- _Directions for this task_
Return exactly, and only, the lines from the one holding "Output the component" through the one holding "import React from", both included; the pictures stay out.

- _Input material_
★ ★ ★
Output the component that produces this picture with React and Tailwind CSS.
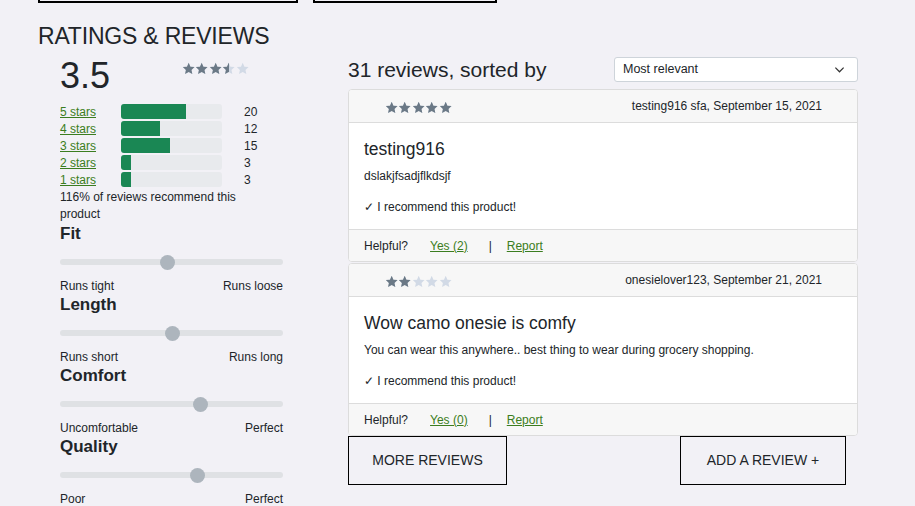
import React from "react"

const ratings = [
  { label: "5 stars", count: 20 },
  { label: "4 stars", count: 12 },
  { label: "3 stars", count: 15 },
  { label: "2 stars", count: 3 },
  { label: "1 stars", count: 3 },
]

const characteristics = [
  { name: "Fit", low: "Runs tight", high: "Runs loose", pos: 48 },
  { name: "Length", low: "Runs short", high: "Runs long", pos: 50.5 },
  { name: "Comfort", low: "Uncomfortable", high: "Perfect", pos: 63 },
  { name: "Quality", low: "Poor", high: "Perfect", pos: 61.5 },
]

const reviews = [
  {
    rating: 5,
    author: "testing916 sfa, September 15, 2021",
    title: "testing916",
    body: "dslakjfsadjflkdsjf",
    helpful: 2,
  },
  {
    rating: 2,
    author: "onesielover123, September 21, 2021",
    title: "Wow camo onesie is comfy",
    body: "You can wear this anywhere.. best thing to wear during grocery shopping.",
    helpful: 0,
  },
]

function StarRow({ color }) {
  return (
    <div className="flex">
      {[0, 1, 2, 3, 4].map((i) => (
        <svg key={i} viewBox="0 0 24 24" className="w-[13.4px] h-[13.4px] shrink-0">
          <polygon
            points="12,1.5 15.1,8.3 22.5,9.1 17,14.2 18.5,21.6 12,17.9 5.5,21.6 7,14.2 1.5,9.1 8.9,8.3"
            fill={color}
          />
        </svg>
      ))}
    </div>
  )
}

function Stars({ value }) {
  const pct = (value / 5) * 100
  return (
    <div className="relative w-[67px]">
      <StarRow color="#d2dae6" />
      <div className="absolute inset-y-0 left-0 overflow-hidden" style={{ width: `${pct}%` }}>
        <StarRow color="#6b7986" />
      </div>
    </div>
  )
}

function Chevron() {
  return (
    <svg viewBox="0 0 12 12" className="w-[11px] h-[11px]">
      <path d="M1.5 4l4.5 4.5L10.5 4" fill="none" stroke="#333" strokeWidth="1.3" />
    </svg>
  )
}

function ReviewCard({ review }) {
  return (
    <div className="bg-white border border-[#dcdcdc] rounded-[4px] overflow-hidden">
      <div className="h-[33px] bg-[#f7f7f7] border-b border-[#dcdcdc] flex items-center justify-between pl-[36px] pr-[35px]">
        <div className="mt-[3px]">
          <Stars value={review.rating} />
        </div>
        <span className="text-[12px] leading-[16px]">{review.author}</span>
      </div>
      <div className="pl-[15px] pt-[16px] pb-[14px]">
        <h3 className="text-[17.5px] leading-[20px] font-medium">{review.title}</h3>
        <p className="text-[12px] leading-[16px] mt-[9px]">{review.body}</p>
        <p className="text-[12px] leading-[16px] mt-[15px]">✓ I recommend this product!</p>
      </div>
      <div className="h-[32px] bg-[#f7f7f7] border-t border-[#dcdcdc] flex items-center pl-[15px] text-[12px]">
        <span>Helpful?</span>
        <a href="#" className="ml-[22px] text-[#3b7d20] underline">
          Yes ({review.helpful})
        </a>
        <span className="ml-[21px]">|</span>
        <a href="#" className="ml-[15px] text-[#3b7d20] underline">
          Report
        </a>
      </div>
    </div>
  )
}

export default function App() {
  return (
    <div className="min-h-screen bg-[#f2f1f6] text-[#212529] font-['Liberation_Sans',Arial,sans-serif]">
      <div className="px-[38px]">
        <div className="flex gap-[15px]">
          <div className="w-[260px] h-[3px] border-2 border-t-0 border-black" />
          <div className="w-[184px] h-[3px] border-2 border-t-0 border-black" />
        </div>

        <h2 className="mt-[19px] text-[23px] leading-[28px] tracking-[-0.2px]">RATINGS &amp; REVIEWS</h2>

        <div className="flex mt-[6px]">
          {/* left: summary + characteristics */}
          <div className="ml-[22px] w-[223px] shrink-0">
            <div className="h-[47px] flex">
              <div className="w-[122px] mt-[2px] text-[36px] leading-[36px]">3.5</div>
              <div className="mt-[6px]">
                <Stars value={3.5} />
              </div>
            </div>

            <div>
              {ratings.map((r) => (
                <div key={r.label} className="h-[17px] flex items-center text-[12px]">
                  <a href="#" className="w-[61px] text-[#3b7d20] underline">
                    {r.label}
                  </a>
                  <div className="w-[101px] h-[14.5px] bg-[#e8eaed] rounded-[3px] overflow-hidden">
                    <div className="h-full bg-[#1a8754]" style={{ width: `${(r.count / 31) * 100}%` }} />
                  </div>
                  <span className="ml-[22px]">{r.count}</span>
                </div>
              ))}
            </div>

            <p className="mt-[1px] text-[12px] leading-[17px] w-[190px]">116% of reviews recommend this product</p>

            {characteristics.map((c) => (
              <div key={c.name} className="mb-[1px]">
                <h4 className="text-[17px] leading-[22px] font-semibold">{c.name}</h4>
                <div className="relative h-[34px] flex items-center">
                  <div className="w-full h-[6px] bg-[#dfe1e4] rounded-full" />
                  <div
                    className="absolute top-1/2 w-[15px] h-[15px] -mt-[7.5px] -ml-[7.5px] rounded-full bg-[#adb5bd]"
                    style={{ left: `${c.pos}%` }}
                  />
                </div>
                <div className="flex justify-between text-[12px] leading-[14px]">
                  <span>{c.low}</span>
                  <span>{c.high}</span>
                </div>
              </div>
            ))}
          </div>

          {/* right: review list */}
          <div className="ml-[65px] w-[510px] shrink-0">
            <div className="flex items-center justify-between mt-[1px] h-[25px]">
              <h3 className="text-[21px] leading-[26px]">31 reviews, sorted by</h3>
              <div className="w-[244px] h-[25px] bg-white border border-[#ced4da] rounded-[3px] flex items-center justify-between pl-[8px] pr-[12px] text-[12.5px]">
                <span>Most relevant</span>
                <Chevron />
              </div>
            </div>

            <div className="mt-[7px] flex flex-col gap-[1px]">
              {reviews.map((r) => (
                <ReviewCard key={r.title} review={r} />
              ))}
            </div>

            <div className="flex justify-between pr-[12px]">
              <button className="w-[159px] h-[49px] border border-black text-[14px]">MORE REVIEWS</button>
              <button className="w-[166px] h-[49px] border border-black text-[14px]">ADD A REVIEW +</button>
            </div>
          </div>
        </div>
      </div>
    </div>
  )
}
★ ★ ★
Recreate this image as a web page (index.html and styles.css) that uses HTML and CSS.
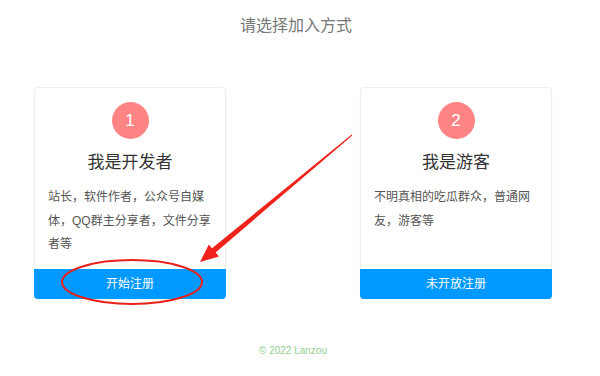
★ ★ ★
- _Solution for this exercise_
Output the component that produces this picture with React and Tailwind CSS.
import React from "react"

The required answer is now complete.